Game Engines & Graphics

Zig's deterministic performance, manual memory control, and comptime make it attractive for game development.

Project	Description
Mach Engine	A Zig-native game engine with GPU-accelerated rendering and ECS architecture.
zig-gamedev	Collection of game-dev libraries: DirectX 12, Vulkan, physics, audio.
Raylib bindings	Zig bindings for the popular Raylib game programming library.
SDL2 + Zig	Direct @cImport of SDL2 headers for cross-platform windowing and input.

Embedded & Systems Programming

// Zig can target bare-metal platforms
// No OS, no stdlib, no allocator

// Freestanding target in build.zig
const exe = b.addExecutable(.{
    .name = "firmware",
    .root_source_file = b.path("src/main.zig"),
    .target = b.resolveTargetQuery(.{
        .cpu_arch = .thumb,
        .os_tag = .freestanding,
        .abi = .eabi,
    }),
});

// Specify linker script for memory layout
exe.setLinkerScript(b.path("linker.ld"));

// MMIO register access (comptime-known addresses)
const GPIOA = @as(*volatile u32, @ptrFromInt(0x40020000));
GPIOA.* = 0x01;  // set pin 0 high

Notable Projects Using Zig

Bun

JavaScript runtime and toolkit. Uses Zig for its core HTTP server, bundler, and transpiler for maximum performance.

TigerBeetle

A financial transactions database designed for mission-critical safety.
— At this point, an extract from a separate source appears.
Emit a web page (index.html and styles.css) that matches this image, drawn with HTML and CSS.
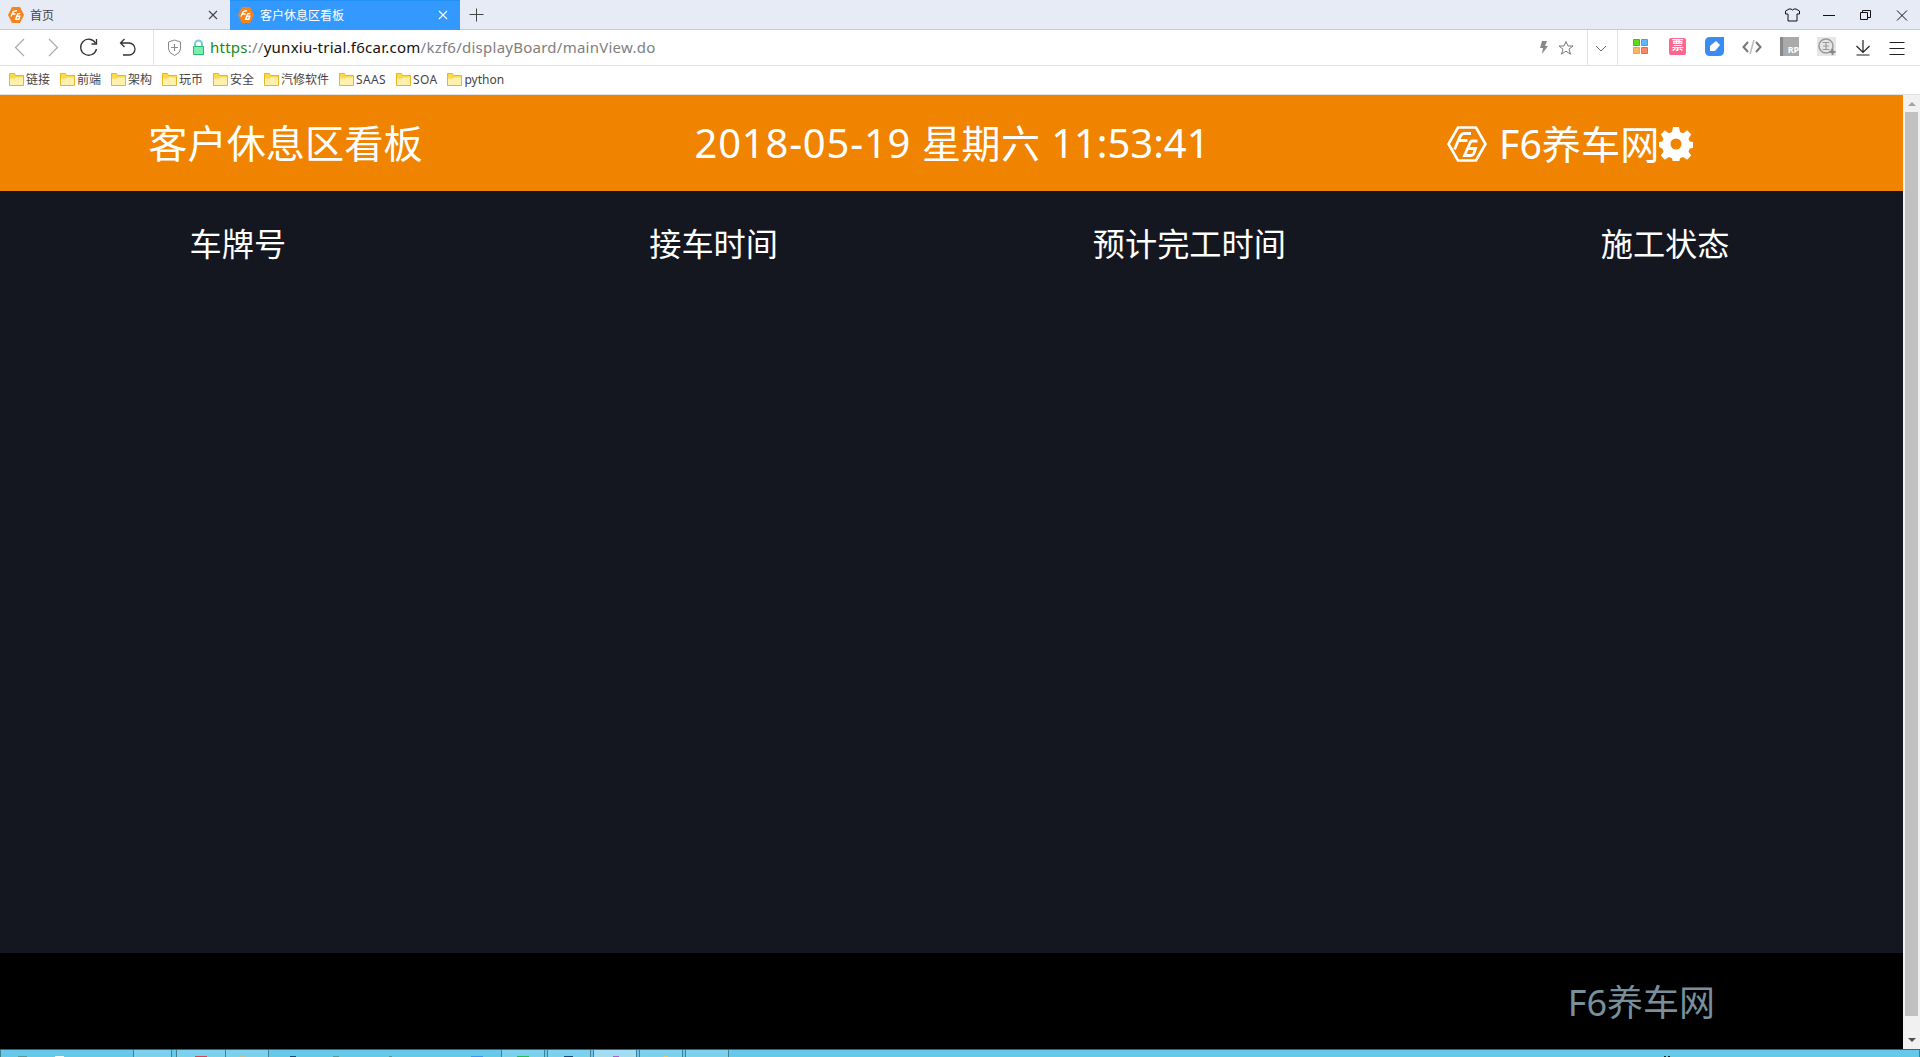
FILE: index.html
```html
<!DOCTYPE html>
<html lang="zh-CN">
<head>
<meta charset="utf-8">
<title>客户休息区看板</title>
<link rel="stylesheet" href="styles.css">
</head>
<body>
<svg class="defs" width="0" height="0">
  <symbol id="folder" viewBox="0 0 15 13">
    <path d="M.5 12.5V.5h5l1 2h8v10z" fill="#fcd94b" stroke="#efb31f"/>
    <path d="M1 5.5h5l1-1h7V12H1z" fill="#fff0ae"/>
  </symbol>
  <symbol id="badge" viewBox="0 0 16 16">
    <path d="M4 0h8l4 8-4 8H4L0 8z" fill="#f5841f"/>
    <path d="M3 9.5L5.3 4.6 9 3.6M4.600 7h3M12.200 6.400L9.600 7 7.600 12.300h3.200l1-3H9" fill="none" stroke="#fff" stroke-width="1.400"/>
  </symbol>
</svg>

<header class="browser">
  <div class="tabs">
    <div class="tab tab-home">
      <svg class="badge"><use href="#badge"/></svg><span>首页</span>
      <svg class="close" viewBox="0 0 10 10"><path d="M1 1l8 8M9 1L1 9"/></svg>
    </div>
    <div class="tab tab-active">
      <svg class="badge"><use href="#badge"/></svg><span>客户休息区看板</span>
      <svg class="close" viewBox="0 0 10 10"><path d="M1 1l8 8M9 1L1 9"/></svg>
    </div>
    <svg class="new-tab" viewBox="0 0 14 14"><path d="M7.500 .5v13M.5 6.500h14"/></svg>
    <svg class="window-controls" viewBox="0 0 126 16" width="126" height="16">
      <path d="M5 2L1.500 4v3H4v7h9V7h2.500V4L12 2h-2Q8.500 4 7 2z"/>
      <path d="M39 8.500h12M76.500 5.500h7v7h-7zM78.500 5.500v-2h8v7h-3M113 3.500l10 10M123 3.500l-10 10"/>
    </svg>
  </div>

  <div class="toolbar">
    <svg class="nav" viewBox="0 0 140 35" width="140" height="35">
      <g fill="none" stroke="#aaa" stroke-width="1.200"><path d="M10 9l-8.500 8.500L10 26M35 9l8.500 8.500L35 26"/></g>
      <g fill="none" stroke="#333" stroke-width="1.300"><path d="M81.500 13A8 8 0 1 0 82.500 19M82.500 9v5h-5M110.500 9l-4 4 4 4M107 13h8a6 6 0 0 1 0 12h-6"/></g>
    </svg>
    <div class="address">
      <svg class="address-icons" viewBox="0 0 40 20" width="40" height="20">
        <path d="M7.500 2l6 2v7q0 4-6 6.500Q1.500 15 1.500 11V4zM4 9.500h7M7.500 6v7" fill="none" stroke="#888"/>
        <path d="M28 9V6a3.500 3.500 0 0 1 7 0v3" fill="none" stroke="#82c7e0" stroke-width="2"/>
        <path d="M26.500 8.500h10v8h-10z" fill="#7eedb0" stroke="#20bf6b"/>
      </svg>
      <div class="url"><span class="secure">https</span>://<span class="host">yunxiu-trial.f6car.com</span>/kzf6/displayBoard/mainView.do</div>
      <svg class="address-actions" viewBox="0 0 36 16" width="36" height="16">
        <path d="M4 1h5L7 6h3L4 14l1-6H2z" fill="#888"/>
        <path d="M28 1.500l2 4.500h5l-4 3.200 1.500 5L28 11.200l-4.500 3 1.500-5L21 6h5z" fill="none" stroke="#777"/>
      </svg>
    </div>
    <svg class="expand" viewBox="0 0 12 8" width="12" height="8"><path d="M1 1l5 5 5-5" fill="none" stroke="#666"/></svg>
    <div class="extensions">
      <svg viewBox="0 0 16 16"><path d="M.5.500h6v6h-6z" fill="#62d91b" stroke="#45bc05"/><path d="M8.500.500h6v6h-6z" fill="#5db9f8" stroke="#3ba3ec"/><path d="M.5 8.500h6v6h-6z" fill="#ffb45e" stroke="#f6a040"/><path d="M8.500 8.500h6v6h-6z" fill="#ff8569" stroke="#f16a50"/></svg>
      <span class="ticket">票</span>
      <svg viewBox="0 0 19 19"><path d="M5 0h14v14q0 5-5 5H5q-5 0-5-5V5q0-5 5-5z" fill="#398df2"/><path d="M5 14V9l6-5 4 4-5 6z" fill="#fff"/></svg>
      <svg viewBox="0 0 20 16"><path d="M6 3L1.500 8 6 13M14 3l4.500 5L14 13" fill="none" stroke="#777" stroke-width="2"/><path d="M12 1L8 15" stroke="#bbb" stroke-width="1.500"/></svg>
      <span class="rp">RP</span>
      <svg viewBox="0 0 19 19"><path d="M0 0h19v19H0z" fill="#e6e6e6"/><circle cx="9" cy="9" r="7" fill="none" stroke="#999" stroke-width="1.500"/><path d="M5.500 5.500h7M9 6v6M5.500 12.500h7M6 9h6" stroke="#999" stroke-width="1.200"/><path d="M15.500 12v6M12.500 15h6" stroke="#888" stroke-width="2"/></svg>
      <svg viewBox="0 0 16 16"><path d="M8 0v12M1.500 6L8 12.500 14.500 6M1.500 15h13" fill="none" stroke="#222" stroke-width="1.200"/></svg>
      <svg viewBox="0 0 16 16"><path d="M.5 2.500h15M.5 8.500h15M.5 14.500h15" stroke="#222" stroke-width="1.200"/></svg>
    </div>
  </div>

  <nav class="bookmarks">
    <a><svg><use href="#folder"/></svg>链接</a>
    <a><svg><use href="#folder"/></svg>前端</a>
    <a><svg><use href="#folder"/></svg>架构</a>
    <a><svg><use href="#folder"/></svg>玩币</a>
    <a><svg><use href="#folder"/></svg>安全</a>
    <a><svg><use href="#folder"/></svg>汽修软件</a>
    <a class="latin"><svg><use href="#folder"/></svg>SAAS</a>
    <a class="latin"><svg><use href="#folder"/></svg>SOA</a>
    <a><svg><use href="#folder"/></svg>python</a>
  </nav>
</header>

<div class="viewport">
  <main class="board">
    <div class="board-header">
      <h1>客户休息区看板</h1>
      <div class="clock"><span class="date">2018-05-19</span> <span class="weekday">星期六</span> <span class="time">11:53:41</span></div>
      <div class="brand">
        <svg class="logo" viewBox="0 0 40 36" width="40" height="36">
          <path d="M11 1.500h18L38.500 18 29 34.500H11L1.500 18z" fill="none" stroke="#fff" stroke-width="2.600"/>
          <path d="M7.500 23.500L11.500 14Q14 7.500 17 7.500h7M11.500 14.500h9M30.500 15h-5q-2 0-3 3L17.500 29.500h6q2.500 0 3.500-2.500l1.500-4.500h-8" fill="none" stroke="#fff" stroke-width="2.800"/>
        </svg>
        <span class="brand-name">F6养车网</span>
        <svg class="gear" viewBox="0 0 34 34" width="34" height="34">
          <path fill="#fff" fill-rule="evenodd" d="M14 0h6l1 5 3 1.300 4.200-3 4 4.200-2.700 4.200 1.200 2.800 3.300.5v6l-3.300.5-1.200 3 2.700 4-4 4.200-4.200-2.700-3 1.200-1 4.300h-6l-1-4.300-3-1.200-4.200 2.700-4-4.200 2.700-4-1.200-3L0 20v-5l3.300-.5 1.200-2.800L1.800 7.500l4-4.200 4.200 3L13 5zM17 11.500a5.500 5.500 0 1 0 0 11 5.500 5.500 0 1 0 0-11z"/>
        </svg>
      </div>
    </div>
    <div class="columns">
      <span>车牌号</span><span>接车时间</span><span>预计完工时间</span><span>施工状态</span>
    </div>
    <footer class="board-footer">F6养车网</footer>
  </main>
  <div class="scrollbar">
    <i class="arrow-up"></i><div class="thumb"></div><i class="arrow-down"></i>
  </div>
</div>

<svg class="taskbar" viewBox="0 0 1920 8" width="1920" height="8">
  <path d="M0 0h1920v8H0z" fill="#67c9ea"/>
  <path d="M133 0h39v8h-39zM177 0h48v8h-48zM225 0h43v8h-43zM501 0h44v8h-44zM547 0h44v8h-44zM639 0h44v8h-44zM685 0h43v8h-43z" fill="#7bd1ee"/>
  <path d="M594 0h42v8h-42z" fill="#a3ddf3"/>
  <path d="M.5 1v7M133.500 1v7M171.500 1v7M176.500 1v7M225.500 1v7M268.500 1v7M501.500 1v7M544.500 1v7M547.500 1v7M590.500 1v7M593.500 1v7M636.500 1v7M639.500 1v7M682.500 1v7M685.500 1v7M728.500 1v7M1919.500 1v7" stroke="#417f94"/>
  <path d="M0 .5h1920" stroke="#4d5a60"/>
  <path d="M55 7h9v1h-9z" fill="#fff"/><path d="M195 7h12v1h-12z" fill="#e23c57"/><path d="M240 7h5v1h-5z" fill="#c8bd91"/>
  <path d="M290 7h6v1h-6zM564 7h9v1h-9z" fill="#17477f"/><path d="M471 7h12v1h-12z" fill="#3b97f2"/><path d="M517 7h12v1h-12z" fill="#20bd58"/>
  <path d="M613 7h6v1h-6z" fill="#b15ad4"/><path d="M664 7h4v1h-4z" fill="#f3c45c"/><path d="M389 7h3v1h-3zM18 7h9v1h-9zM333 7h6v1h-6z" fill="#5896a0"/>
  <path d="M1664 7h2v1h-2zM1668 7h2v1h-2z" fill="#222"/>
</svg>
</body>
</html>
```
FILE: styles.css
```css
* { box-sizing: border-box; }
body {
  margin: 0;
  height: 1057px;
  overflow: hidden;
  display: flex;
  flex-direction: column;
  font-family: "Noto Sans", "Noto Sans CJK SC", sans-serif;
  background: #fff;
}
.defs { position: absolute; }
svg { flex: none; display: block; }

.browser { height: 95px; flex: none; border-bottom: 1px solid #e1e1e1; }
.tabs {
  height: 30px;
  display: flex;
  align-items: center;
  background: #e7ebf5;
  border-bottom: 1px solid #c5cddc;
}
.tab {
  width: 230px;
  height: 30px;
  padding: 0 12px 0 8px;
  display: flex;
  align-items: center;
  gap: 6px;
  font-size: 12px;
  color: #444;
}
.tab-active { background: #3399ff; color: #fff; border-top: 1px solid #2390f8; }
.badge { width: 16px; height: 16px; }
.close { width: 10px; height: 10px; margin-left: auto; stroke: currentColor; stroke-width: 1.1; }
.new-tab { width: 14px; height: 14px; margin-left: 9px; stroke: #444; overflow: visible; }
.window-controls { margin: 0 10px 0 auto; fill: none; stroke: #111; }

.toolbar { height: 36px; display: flex; align-items: center; border-bottom: 1px solid #e3e3e3; }
.nav { margin-left: 14px; margin-right: -1px; }
.address {
  width: 1435px;
  height: 35px;
  display: flex;
  align-items: center;
  border-left: 1px solid #e1e1e1;
  border-right: 1px solid #e1e1e1;
  padding: 0 13px 0 13px;
}
.url { font-size: 15px; letter-spacing: .25px; color: #808080; margin-left: 3px; padding-bottom: 2px; white-space: nowrap; }
.secure { color: #168b16; }
.host { color: #111; }
.address-actions { margin-left: auto; }
.expand { margin: 2px 10px 0 7px; }
.extensions {
  flex: 1;
  height: 35px;
  display: flex;
  align-items: center;
  justify-content: space-between;
  padding: 0 15px 2px 15px;
  border-left: 1px solid #e1e1e1;
}
.extensions svg { width: 16px; height: 16px; overflow: visible; }
.extensions svg:nth-child(3), .extensions svg:nth-child(6) { width: 19px; height: 19px; }
.extensions svg:nth-child(4) { width: 20px; }
.extensions svg:nth-child(n+7) { margin-top: 3px; }
.extensions .ticket { margin-left: 2px; }
.ticket {
  width: 17px; height: 17px;
  font-size: 12px; line-height: 16px; text-align: center; font-weight: 700;
  color: #fff; background: #ff668e; border-radius: 2px;
}
.rp {
  width: 19px; height: 19px;
  font-size: 9px; line-height: 26px; text-align: right; font-weight: 700;
  color: #fff; background: #aaa; border-left: 3px solid #888;
}

.bookmarks { height: 28px; display: flex; align-items: center; gap: 10px; padding: 0 0 1px 9px; }
.bookmarks a { display: flex; align-items: center; gap: 2px; font-size: 12px; line-height: 17px; color: #444; white-space: nowrap; }
.bookmarks .latin { letter-spacing: .35px; }
.bookmarks svg { width: 15px; height: 13px; }

.viewport { height: 954px; flex: none; display: flex; }
.board { width: 1903px; display: flex; flex-direction: column; background: #14171f; color: #fff; }
.board-header { height: 96px; display: flex; align-items: center; background: #f08300; }
.board-header h1 { width: 30%; margin: 0; text-align: center; font-size: 39.2px; font-weight: 400; line-height: 56px; }
.clock { width: 40%; padding-left: 1px; text-align: center; font-size: 40px; letter-spacing: .42px; line-height: 56px; white-space: nowrap; }
.date { letter-spacing: .8px; }
.weekday { font-size: 39px; }
.time { letter-spacing: -.05px; }
.brand { width: 30%; padding: 1px 0 0 115px; display: flex; align-items: center; font-size: 39.2px; line-height: 56px; }
.logo, .gear { margin-top: 1px; }
.brand-name { margin-left: 12px; white-space: nowrap; }
.columns { flex: 1; display: grid; grid-template-columns: repeat(4, 1fr); align-items: start; padding-top: 29px; text-align: center; font-size: 32.2px; line-height: 48px; }
.board-footer { height: 96px; padding: 2px 188px 0 0; background: #000; color: #78909c; text-align: right; font-size: 36px; line-height: 96px; }

.scrollbar { width: 17px; display: flex; flex-direction: column; align-items: center; background: #f1f1f1; }
.thumb { width: 13px; height: 904px; margin-top: 6px; background: #c1c1c1; }
.arrow-up { margin-top: 7px; border: 4px solid transparent; border-top: 0; border-bottom-color: #a3a3a3; }
.arrow-down { margin-top: 22px; border: 4px solid transparent; border-bottom: 0; border-top-color: #505050; }
```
Written entirely in Zig.

Ghostty

A fast, feature-rich terminal emulator written in Zig with GPU-accelerated rendering.

River

A Wayland compositor for Linux, showcasing Zig's strength in systems UI programming.

Uber's bazel-zig-cc

Uber uses Zig as a hermetic C/C++ cross-compiler in their Bazel build system.

Zig stdlib itself

The standard library is a showcase of idiomatic Zig: allocators, IO, networking, crypto, compression.

⚙ When to Choose Zig

Zig is a strong choice when you need C-level performance with modern ergonomics: systems software, game engines, embedded firmware, performance-critical libraries, and any project that needs to interface with existing C code. It is not yet ideal for rapid application development or projects that benefit from a rich package ecosystem — Rust or Go may be better fits there.